#### REQUIREMENTS:
Copy out the lines that include the word "this".

#### MATERIAL:

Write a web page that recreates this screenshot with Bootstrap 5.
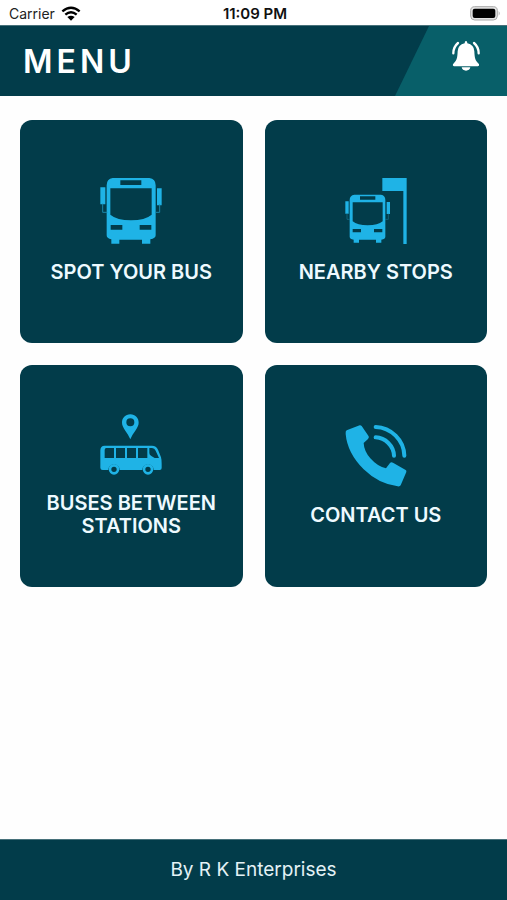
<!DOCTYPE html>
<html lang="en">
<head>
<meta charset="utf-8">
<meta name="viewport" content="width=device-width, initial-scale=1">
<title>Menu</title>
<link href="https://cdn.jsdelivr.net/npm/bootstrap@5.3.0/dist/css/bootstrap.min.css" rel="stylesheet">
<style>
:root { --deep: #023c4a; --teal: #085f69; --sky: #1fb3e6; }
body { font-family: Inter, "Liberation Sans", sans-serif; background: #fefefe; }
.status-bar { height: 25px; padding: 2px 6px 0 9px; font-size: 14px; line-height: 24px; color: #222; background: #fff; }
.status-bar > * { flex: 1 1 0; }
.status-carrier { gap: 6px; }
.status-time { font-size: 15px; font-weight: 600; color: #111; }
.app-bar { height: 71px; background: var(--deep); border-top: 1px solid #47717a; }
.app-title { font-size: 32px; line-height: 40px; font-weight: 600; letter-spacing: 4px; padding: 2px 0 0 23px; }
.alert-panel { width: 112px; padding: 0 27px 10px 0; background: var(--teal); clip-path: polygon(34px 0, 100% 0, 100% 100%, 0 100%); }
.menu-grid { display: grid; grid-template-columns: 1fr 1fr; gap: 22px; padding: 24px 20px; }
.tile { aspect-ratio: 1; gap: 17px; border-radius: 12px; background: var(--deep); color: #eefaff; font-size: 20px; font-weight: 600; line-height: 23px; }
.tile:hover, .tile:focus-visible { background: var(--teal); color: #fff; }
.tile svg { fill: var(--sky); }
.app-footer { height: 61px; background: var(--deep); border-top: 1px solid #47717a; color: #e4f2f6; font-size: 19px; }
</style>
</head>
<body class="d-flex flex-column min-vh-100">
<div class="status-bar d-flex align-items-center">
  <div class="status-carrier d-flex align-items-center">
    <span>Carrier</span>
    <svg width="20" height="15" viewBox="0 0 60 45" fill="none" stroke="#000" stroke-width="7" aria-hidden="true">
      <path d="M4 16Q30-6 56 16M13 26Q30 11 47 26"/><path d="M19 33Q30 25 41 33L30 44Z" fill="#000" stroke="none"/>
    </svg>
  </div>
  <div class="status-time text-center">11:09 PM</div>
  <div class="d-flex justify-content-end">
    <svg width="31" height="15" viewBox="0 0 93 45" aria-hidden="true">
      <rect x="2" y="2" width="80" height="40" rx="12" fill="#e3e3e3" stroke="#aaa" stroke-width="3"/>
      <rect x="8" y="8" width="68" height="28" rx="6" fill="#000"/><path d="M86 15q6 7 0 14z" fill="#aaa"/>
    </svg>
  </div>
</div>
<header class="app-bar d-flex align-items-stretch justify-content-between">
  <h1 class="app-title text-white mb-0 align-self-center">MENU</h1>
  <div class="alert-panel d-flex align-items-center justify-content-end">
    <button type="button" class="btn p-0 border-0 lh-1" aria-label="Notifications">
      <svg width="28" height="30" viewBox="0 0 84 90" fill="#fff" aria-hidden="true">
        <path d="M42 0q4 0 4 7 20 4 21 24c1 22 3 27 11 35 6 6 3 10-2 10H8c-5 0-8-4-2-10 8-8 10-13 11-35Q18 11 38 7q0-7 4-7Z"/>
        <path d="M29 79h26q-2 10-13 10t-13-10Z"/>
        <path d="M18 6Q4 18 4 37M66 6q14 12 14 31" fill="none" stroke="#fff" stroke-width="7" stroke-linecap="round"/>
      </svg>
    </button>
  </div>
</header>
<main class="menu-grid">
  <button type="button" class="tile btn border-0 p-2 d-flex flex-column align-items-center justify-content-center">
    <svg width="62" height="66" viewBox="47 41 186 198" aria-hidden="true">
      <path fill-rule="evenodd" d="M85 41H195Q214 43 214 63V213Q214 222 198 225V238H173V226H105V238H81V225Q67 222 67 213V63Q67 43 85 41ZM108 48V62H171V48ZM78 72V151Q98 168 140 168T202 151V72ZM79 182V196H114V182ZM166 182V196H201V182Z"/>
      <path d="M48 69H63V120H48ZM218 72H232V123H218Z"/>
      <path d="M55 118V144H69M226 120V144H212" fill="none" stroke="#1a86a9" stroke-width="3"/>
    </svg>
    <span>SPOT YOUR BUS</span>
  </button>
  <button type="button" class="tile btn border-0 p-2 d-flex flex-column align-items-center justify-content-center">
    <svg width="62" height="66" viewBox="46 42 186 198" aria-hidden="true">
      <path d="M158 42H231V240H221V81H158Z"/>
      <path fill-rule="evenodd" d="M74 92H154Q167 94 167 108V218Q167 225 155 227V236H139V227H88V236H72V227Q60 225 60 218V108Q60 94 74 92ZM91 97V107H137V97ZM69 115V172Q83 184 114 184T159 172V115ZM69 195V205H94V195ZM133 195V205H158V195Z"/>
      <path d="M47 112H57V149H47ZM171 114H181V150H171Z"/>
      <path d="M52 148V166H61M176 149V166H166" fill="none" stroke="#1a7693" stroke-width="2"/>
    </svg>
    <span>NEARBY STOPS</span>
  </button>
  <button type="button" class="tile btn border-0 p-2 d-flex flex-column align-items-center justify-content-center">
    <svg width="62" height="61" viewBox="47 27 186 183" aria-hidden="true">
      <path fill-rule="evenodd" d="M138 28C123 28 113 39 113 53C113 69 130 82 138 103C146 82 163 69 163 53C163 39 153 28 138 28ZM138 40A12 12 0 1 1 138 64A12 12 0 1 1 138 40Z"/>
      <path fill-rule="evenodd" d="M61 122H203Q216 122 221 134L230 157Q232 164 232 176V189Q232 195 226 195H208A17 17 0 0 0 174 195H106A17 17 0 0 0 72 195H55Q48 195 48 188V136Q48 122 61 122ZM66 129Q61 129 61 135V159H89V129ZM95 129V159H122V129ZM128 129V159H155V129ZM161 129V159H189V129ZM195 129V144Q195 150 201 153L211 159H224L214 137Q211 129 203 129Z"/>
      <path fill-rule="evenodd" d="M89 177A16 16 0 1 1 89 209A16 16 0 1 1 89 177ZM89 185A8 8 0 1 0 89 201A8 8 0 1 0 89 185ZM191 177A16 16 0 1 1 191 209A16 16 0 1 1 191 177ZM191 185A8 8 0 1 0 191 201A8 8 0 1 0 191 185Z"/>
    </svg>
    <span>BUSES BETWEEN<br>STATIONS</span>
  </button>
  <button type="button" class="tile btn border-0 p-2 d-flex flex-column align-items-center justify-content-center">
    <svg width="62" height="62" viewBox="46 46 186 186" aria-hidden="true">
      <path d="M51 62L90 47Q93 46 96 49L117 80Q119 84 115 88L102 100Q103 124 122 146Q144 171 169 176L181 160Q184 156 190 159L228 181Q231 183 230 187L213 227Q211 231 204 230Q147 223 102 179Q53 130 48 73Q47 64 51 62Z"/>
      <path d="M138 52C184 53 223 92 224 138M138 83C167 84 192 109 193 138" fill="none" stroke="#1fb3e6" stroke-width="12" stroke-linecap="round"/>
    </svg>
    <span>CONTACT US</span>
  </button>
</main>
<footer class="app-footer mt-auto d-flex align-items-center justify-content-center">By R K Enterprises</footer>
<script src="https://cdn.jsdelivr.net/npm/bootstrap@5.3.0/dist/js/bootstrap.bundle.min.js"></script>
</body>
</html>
==
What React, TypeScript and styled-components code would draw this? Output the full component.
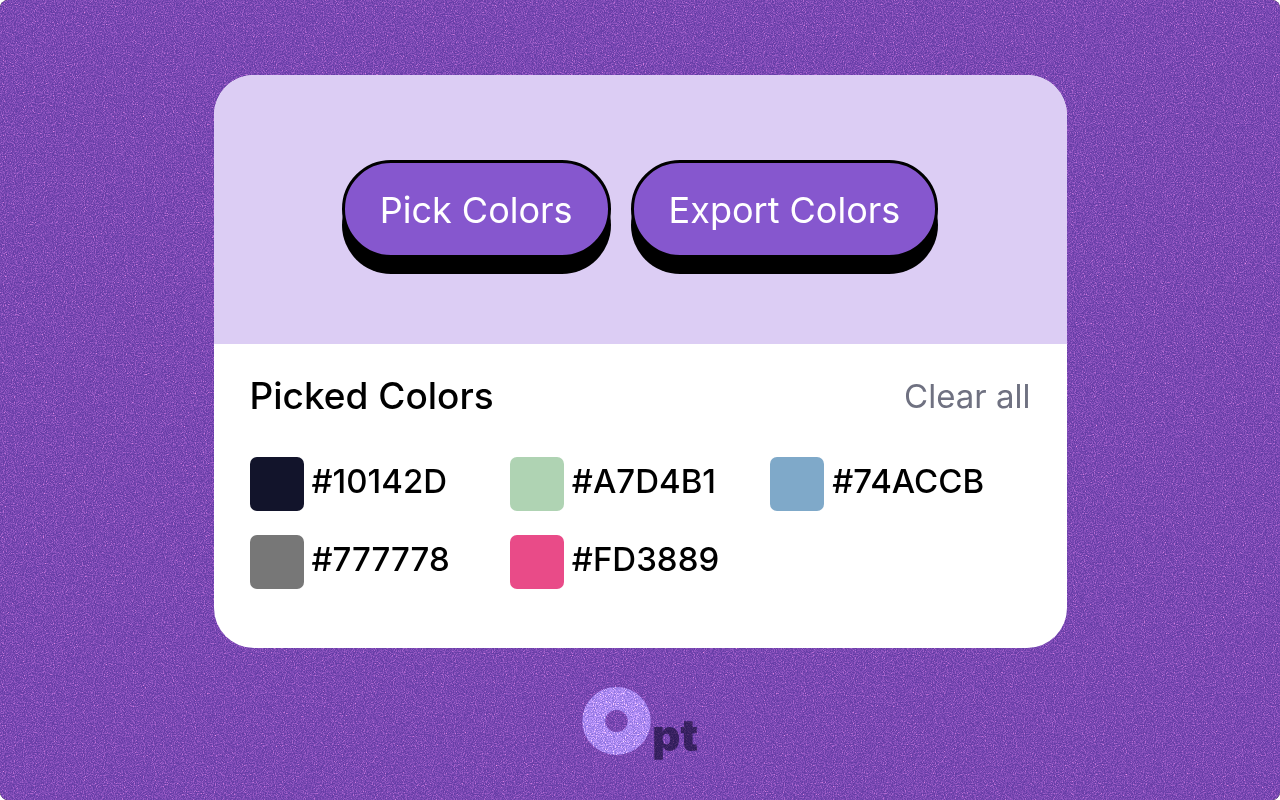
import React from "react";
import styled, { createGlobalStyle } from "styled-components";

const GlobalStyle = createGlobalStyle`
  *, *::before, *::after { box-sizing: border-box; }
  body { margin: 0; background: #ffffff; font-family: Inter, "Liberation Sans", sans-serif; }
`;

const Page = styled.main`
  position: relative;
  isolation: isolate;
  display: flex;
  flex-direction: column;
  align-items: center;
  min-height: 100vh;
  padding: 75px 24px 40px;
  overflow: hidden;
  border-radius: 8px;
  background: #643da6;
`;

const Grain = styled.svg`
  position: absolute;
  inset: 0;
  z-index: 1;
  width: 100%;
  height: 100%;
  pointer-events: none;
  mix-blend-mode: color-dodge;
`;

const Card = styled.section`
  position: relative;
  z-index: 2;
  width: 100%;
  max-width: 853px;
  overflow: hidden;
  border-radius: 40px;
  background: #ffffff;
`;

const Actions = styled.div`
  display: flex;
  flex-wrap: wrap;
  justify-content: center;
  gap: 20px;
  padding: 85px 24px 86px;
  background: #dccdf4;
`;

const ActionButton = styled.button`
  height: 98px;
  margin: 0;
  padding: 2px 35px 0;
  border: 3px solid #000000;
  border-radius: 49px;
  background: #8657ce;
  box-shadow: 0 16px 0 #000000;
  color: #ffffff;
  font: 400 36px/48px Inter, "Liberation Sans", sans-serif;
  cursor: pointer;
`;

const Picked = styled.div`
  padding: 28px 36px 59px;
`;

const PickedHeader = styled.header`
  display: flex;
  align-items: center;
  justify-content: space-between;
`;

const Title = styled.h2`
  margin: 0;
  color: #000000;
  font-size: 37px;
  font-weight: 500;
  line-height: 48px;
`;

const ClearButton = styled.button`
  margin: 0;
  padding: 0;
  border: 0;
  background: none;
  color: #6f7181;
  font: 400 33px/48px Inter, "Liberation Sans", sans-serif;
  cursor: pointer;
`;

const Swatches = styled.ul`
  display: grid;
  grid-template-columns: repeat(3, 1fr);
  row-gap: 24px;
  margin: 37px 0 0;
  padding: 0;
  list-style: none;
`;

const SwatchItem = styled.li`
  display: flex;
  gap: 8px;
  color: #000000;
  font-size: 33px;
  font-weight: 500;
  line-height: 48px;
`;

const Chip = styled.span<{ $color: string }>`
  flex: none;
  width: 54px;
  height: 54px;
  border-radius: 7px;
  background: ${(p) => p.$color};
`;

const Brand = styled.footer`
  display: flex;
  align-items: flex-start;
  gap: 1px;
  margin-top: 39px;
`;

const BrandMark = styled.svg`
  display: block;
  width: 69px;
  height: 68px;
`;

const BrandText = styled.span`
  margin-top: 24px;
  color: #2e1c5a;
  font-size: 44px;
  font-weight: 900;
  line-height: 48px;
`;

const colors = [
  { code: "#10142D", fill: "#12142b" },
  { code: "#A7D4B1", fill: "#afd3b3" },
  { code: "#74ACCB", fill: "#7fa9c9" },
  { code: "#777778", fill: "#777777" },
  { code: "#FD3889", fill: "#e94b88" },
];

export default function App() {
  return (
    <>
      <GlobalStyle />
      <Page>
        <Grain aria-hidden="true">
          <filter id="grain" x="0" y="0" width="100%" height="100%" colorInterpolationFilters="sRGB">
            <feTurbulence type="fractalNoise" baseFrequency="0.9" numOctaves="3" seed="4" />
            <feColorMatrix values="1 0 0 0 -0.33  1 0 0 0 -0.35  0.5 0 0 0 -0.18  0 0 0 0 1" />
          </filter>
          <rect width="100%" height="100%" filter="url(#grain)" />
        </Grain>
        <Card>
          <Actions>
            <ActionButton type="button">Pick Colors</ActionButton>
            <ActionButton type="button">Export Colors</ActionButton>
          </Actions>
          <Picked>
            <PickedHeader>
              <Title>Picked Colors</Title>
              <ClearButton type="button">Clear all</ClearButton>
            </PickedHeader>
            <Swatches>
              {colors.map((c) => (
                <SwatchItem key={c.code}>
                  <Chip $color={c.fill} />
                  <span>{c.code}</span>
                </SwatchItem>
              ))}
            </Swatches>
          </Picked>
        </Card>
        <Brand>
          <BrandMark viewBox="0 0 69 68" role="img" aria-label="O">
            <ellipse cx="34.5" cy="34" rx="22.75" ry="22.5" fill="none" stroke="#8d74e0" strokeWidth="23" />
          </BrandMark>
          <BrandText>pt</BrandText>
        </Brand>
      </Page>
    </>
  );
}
--
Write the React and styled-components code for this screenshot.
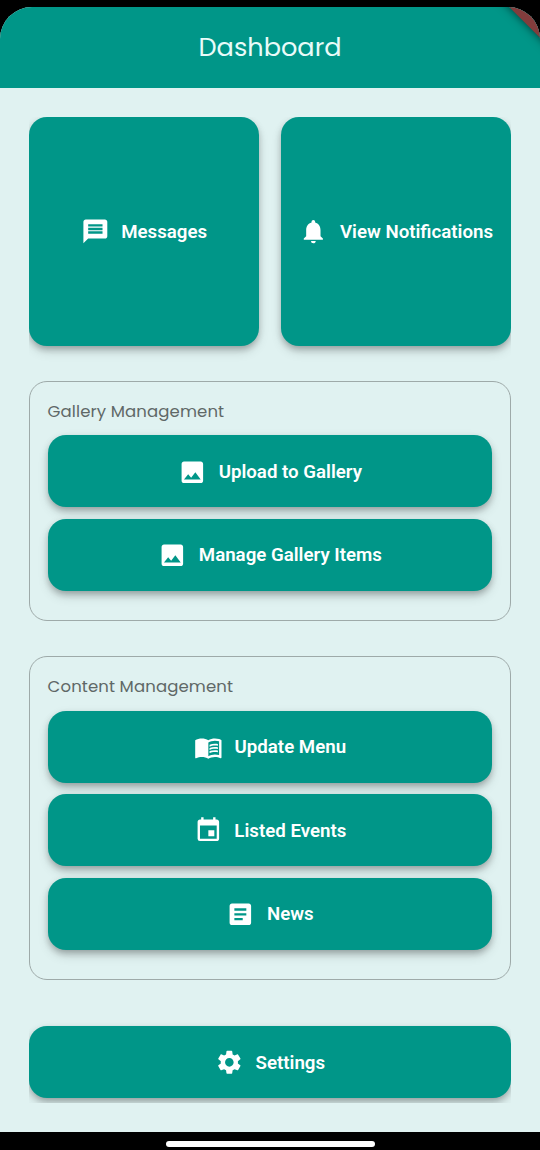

#### EXERCISE ANSWER:
Write a web page that recreates this screenshot with Bootstrap 5.
What React, TypeScript and styled-components code would draw this? Output the full component.
Write the React and styled-components code for this screenshot.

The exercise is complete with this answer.